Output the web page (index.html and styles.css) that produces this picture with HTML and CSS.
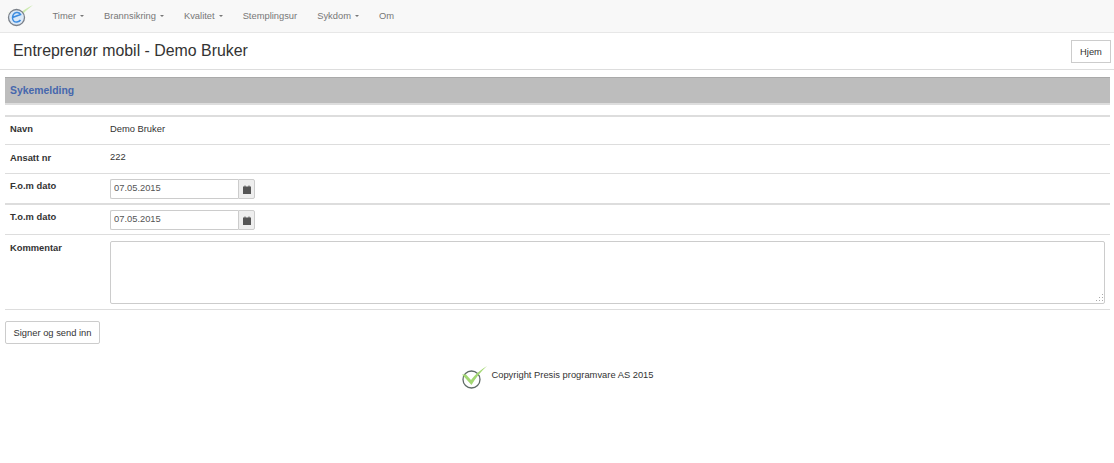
FILE: index.html
```html
<!DOCTYPE html>
<html lang="no">
<head>
<meta charset="utf-8">
<title>Sykemelding</title>
<link rel="stylesheet" href="styles.css">
</head>
<body>
<nav class="navbar">
  <svg class="logo" width="36" height="26" viewBox="0 0 36 26">
    <path d="M7 10 Q13 13 17 14 Q24 7 33 3 Q25 9 19 16 Q12 14 7 10Z" fill="#cdeab0"/>
    <circle cx="16.500" cy="15.500" r="8" fill="#dbe9f8" stroke="#7b8189" stroke-width="1.300"/>
    <path d="M12.500 15.500 L20.500 12.500 Q19 10 16.500 10.500 Q12.500 11.500 12.500 16 Q13 20.500 17 20 Q19.500 19.500 20.500 18" fill="none" stroke="#3d8ce0" stroke-width="1.500"/>
  </svg>
  <ul class="nav-list">
    <li class="nav-item">Timer<span class="caret"></span></li>
    <li class="nav-item">Brannsikring<span class="caret"></span></li>
    <li class="nav-item">Kvalitet<span class="caret"></span></li>
    <li class="nav-item">Stemplingsur</li>
    <li class="nav-item">Sykdom<span class="caret"></span></li>
    <li class="nav-item">Om</li>
  </ul>
</nav>
<header class="page-header">
  <h1 class="page-title">Entreprenør mobil - Demo Bruker</h1>
  <button class="home-btn" type="button">Hjem</button>
</header>
<main class="content">
  <h2 class="section-bar">Sykemelding</h2>
  <div class="form-table">
    <div class="row row-navn"><div class="label">Navn</div><div class="value">Demo Bruker</div></div>
    <div class="row row-ansatt"><div class="label label-low">Ansatt nr</div><div class="value">222</div></div>
    <div class="row row-date row-thick"><div class="label label-low">F.o.m dato</div>
      <div class="date-group"><input class="date-input" type="text" value="07.05.2015"><span class="date-addon"><svg width="8" height="9" viewBox="0 0 8 9"><path d="M0 1.500h1.500V.5h1V1.500h3V.5h1V1.500H8V9H0z" fill="#555"/></svg></span></div>
    </div>
    <div class="row row-date"><div class="label label-low">T.o.m dato</div>
      <div class="date-group"><input class="date-input" type="text" value="07.05.2015"><span class="date-addon"><svg width="8" height="9" viewBox="0 0 8 9"><path d="M0 1.500h1.500V.5h1V1.500h3V.5h1V1.500H8V9H0z" fill="#555"/></svg></span></div>
    </div>
    <div class="row row-comment"><div class="label label-low">Kommentar</div>
      <div class="comment-wrap"><textarea class="comment"></textarea>
        <svg class="resize-grip" width="10" height="10" viewBox="0 0 10 10"><path d="M8 1h1v1H8zM5 4h1v1H5zM8 4h1v1H8zM2 7h1v1H2zM5 7h1v1H5zM8 7h1v1H8z" fill="#aaa"/></svg>
      </div>
    </div>
  </div>
  <button class="submit-btn" type="button">Signer og send inn</button>
  <footer class="footer">
    <svg width="26" height="24" viewBox="0 0 26 24">
      <circle cx="10.500" cy="14.500" r="8.500" fill="#fff" stroke="#5f6b66" stroke-width="1.300"/>
      <path d="M1 9.500 L5 9.500 L10 15 Q16 7 26 1 Q17 9 10.500 20 Z" fill="#a3d873"/>
    </svg>
    <span class="copyright">Copyright Presis programvare AS 2015</span>
  </footer>
</main>
</body>
</html>
```
FILE: styles.css
```css
* { box-sizing: border-box; }
html, body { margin: 0; padding: 0; }
body { font-family: "Liberation Sans", Arial, sans-serif; font-size: 9.35px; line-height: 13px; color: #333; background: #fff; }

.navbar { display: flex; align-items: flex-start; height: 33px; background: #f8f8f8; border-bottom: 1px solid #e7e7e7; }
.logo { flex: none; margin: 2px 0 0 0; }
.nav-list { display: flex; list-style: none; margin: 0; padding: 0 0 0 6.500px; }
.nav-item { font-size: 9.35px; line-height: 13px; color: #777; padding: 9.500px 10px; }
.caret { display: inline-block; margin-left: 4px; vertical-align: middle; border-top: 2px solid #777; border-left: 2px solid transparent; border-right: 2px solid transparent; }

.page-header { display: flex; justify-content: space-between; align-items: flex-start; height: 37px; border-bottom: 1px solid #ddd; padding: 7px 3px 0 13px; }
.page-title { margin: 0; font-size: 15.9px; line-height: 22px; font-weight: 400; color: #333; }
.home-btn { height: 23px; width: 40px; margin: 0; padding: 0; font: 9.35px "Liberation Sans", Arial, sans-serif; color: #333; background: #fff; border: 1px solid #ccc; }

.content { padding: 7px 4px 0 5px; }
.section-bar { margin: 0; height: 28px; padding: 0 5px; font-size: 10.4px; line-height: 25px; font-weight: 700; color: #4667ad; background: #bdbdbd; border-top: 1px solid #aaa; border-bottom: 2px solid #ddd; }

.form-table { margin-top: 10px; border-top: 2px solid #ddd; }
.row { display: flex; align-items: flex-start; border-bottom: 1px solid #ddd; }
.row-navn { height: 28px; padding-top: 6px; }
.row-ansatt { height: 29px; padding-top: 6px; }
.row-date { height: 30px; padding-top: 5px; }
.row-thick { height: 31px; border-bottom-width: 2px; }
.row-comment { height: 75px; padding-top: 6px; }
.label { flex: none; width: 105px; padding-left: 5px; font-weight: 700; }
.label-low { margin-top: 1px; }
.value { color: #333; }

.date-group { display: flex; width: 145px; height: 20px; }
.date-input { width: 128px; height: 20px; padding: 0 3px 2px; font: 9.35px "Liberation Sans", Arial, sans-serif; color: #555; background: #fff; border: 1px solid #ccc; border-right: 0; border-radius: 2px 0 0 2px; outline: none; }
.date-addon { display: flex; align-items: center; justify-content: center; width: 17px; height: 20px; background: #eee; border: 1px solid #ccc; border-radius: 0 2px 2px 0; }
.comment-wrap { position: relative; flex: 1; margin-right: 5px; height: 63px; }
.comment { display: block; width: 100%; height: 63px; padding: 3px; background: #fff; border: 1px solid #ccc; border-radius: 2px; outline: none; resize: none; }
.resize-grip { position: absolute; right: 1px; bottom: 1px; }

.submit-btn { display: block; width: 95px; height: 23px; margin: 11px 0 0; padding: 0; font: 9.35px "Liberation Sans", Arial, sans-serif; color: #333; background: #fff; border: 1px solid #ccc; border-radius: 2px; }

.footer { display: flex; justify-content: center; align-items: flex-start; gap: 4px; margin-top: 21px; }
.copyright { margin-top: 4px; color: #333; }
```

### Requirement
Isolate the lines above that contain the word "styles" and copy them.

### Response to this task
Output the web page (index.html and styles.css) that produces this picture with HTML and CSS.
<link rel="stylesheet" href="styles.css">
FILE: styles.css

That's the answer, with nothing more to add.